→ **Dataset excerpt**:
━━━━━━━━━━━━━━━━
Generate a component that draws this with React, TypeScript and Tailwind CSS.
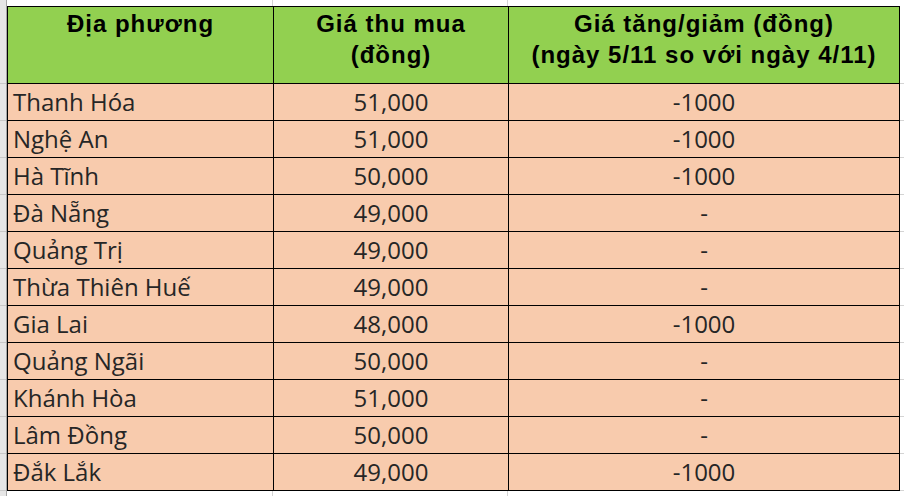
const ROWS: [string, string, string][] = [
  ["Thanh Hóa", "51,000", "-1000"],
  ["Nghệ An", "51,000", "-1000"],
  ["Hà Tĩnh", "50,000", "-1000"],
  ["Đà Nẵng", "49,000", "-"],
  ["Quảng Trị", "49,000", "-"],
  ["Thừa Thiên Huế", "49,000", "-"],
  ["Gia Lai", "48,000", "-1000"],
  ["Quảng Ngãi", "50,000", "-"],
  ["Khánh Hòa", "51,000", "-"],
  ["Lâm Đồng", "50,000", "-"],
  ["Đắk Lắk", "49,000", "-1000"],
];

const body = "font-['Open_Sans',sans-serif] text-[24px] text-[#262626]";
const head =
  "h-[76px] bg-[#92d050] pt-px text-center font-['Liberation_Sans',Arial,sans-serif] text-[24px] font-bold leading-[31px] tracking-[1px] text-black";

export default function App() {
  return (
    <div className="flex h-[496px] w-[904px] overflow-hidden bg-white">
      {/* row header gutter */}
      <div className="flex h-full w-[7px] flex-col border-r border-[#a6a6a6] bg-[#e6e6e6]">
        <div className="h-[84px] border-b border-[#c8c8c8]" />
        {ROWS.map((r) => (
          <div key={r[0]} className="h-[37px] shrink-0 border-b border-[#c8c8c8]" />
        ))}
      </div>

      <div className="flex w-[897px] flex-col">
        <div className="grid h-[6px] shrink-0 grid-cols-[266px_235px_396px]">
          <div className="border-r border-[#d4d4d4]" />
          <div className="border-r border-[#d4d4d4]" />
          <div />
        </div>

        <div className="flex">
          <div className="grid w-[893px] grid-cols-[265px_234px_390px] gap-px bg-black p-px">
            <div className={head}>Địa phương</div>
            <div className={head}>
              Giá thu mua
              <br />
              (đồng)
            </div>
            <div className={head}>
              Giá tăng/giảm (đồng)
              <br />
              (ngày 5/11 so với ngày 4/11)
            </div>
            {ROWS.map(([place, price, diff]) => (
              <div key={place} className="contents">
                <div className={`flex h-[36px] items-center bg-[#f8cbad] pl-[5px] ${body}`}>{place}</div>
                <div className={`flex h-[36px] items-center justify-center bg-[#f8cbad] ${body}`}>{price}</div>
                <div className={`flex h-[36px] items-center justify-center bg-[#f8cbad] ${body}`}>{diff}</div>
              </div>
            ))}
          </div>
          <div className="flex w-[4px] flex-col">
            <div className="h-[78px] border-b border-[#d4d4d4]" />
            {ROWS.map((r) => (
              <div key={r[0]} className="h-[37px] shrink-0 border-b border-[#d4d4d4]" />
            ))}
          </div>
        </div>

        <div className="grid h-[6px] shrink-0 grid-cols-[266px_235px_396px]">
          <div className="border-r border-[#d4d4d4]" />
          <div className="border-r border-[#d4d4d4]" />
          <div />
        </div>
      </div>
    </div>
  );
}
━━━━━━━━━━━━━━━━
→ **Your goal**:
Leave out the pictures and retype every line above exactly.

→ **The response**:
Generate a component that draws this with React, TypeScript and Tailwind CSS.
const ROWS: [string, string, string][] = [
  ["Thanh Hóa", "51,000", "-1000"],
  ["Nghệ An", "51,000", "-1000"],
  ["Hà Tĩnh", "50,000", "-1000"],
  ["Đà Nẵng", "49,000", "-"],
  ["Quảng Trị", "49,000", "-"],
  ["Thừa Thiên Huế", "49,000", "-"],
  ["Gia Lai", "48,000", "-1000"],
  ["Quảng Ngãi", "50,000", "-"],
  ["Khánh Hòa", "51,000", "-"],
  ["Lâm Đồng", "50,000", "-"],
  ["Đắk Lắk", "49,000", "-1000"],
];

const body = "font-['Open_Sans',sans-serif] text-[24px] text-[#262626]";
const head =
  "h-[76px] bg-[#92d050] pt-px text-center font-['Liberation_Sans',Arial,sans-serif] text-[24px] font-bold leading-[31px] tracking-[1px] text-black";

export default function App() {
  return (
    <div className="flex h-[496px] w-[904px] overflow-hidden bg-white">
      {/* row header gutter */}
      <div className="flex h-full w-[7px] flex-col border-r border-[#a6a6a6] bg-[#e6e6e6]">
        <div className="h-[84px] border-b border-[#c8c8c8]" />
        {ROWS.map((r) => (
          <div key={r[0]} className="h-[37px] shrink-0 border-b border-[#c8c8c8]" />
        ))}
      </div>

      <div className="flex w-[897px] flex-col">
        <div className="grid h-[6px] shrink-0 grid-cols-[266px_235px_396px]">
          <div className="border-r border-[#d4d4d4]" />
          <div className="border-r border-[#d4d4d4]" />
          <div />
        </div>

        <div className="flex">
          <div className="grid w-[893px] grid-cols-[265px_234px_390px] gap-px bg-black p-px">
            <div className={head}>Địa phương</div>
            <div className={head}>
              Giá thu mua
              <br />
              (đồng)
            </div>
            <div className={head}>
              Giá tăng/giảm (đồng)
              <br />
              (ngày 5/11 so với ngày 4/11)
            </div>
            {ROWS.map(([place, price, diff]) => (
              <div key={place} className="contents">
                <div className={`flex h-[36px] items-center bg-[#f8cbad] pl-[5px] ${body}`}>{place}</div>
                <div className={`flex h-[36px] items-center justify-center bg-[#f8cbad] ${body}`}>{price}</div>
                <div className={`flex h-[36px] items-center justify-center bg-[#f8cbad] ${body}`}>{diff}</div>
              </div>
            ))}
          </div>
          <div className="flex w-[4px] flex-col">
            <div className="h-[78px] border-b border-[#d4d4d4]" />
            {ROWS.map((r) => (
              <div key={r[0]} className="h-[37px] shrink-0 border-b border-[#d4d4d4]" />
            ))}
          </div>
        </div>

        <div className="grid h-[6px] shrink-0 grid-cols-[266px_235px_396px]">
          <div className="border-r border-[#d4d4d4]" />
          <div className="border-r border-[#d4d4d4]" />
          <div />
        </div>
      </div>
    </div>
  );
}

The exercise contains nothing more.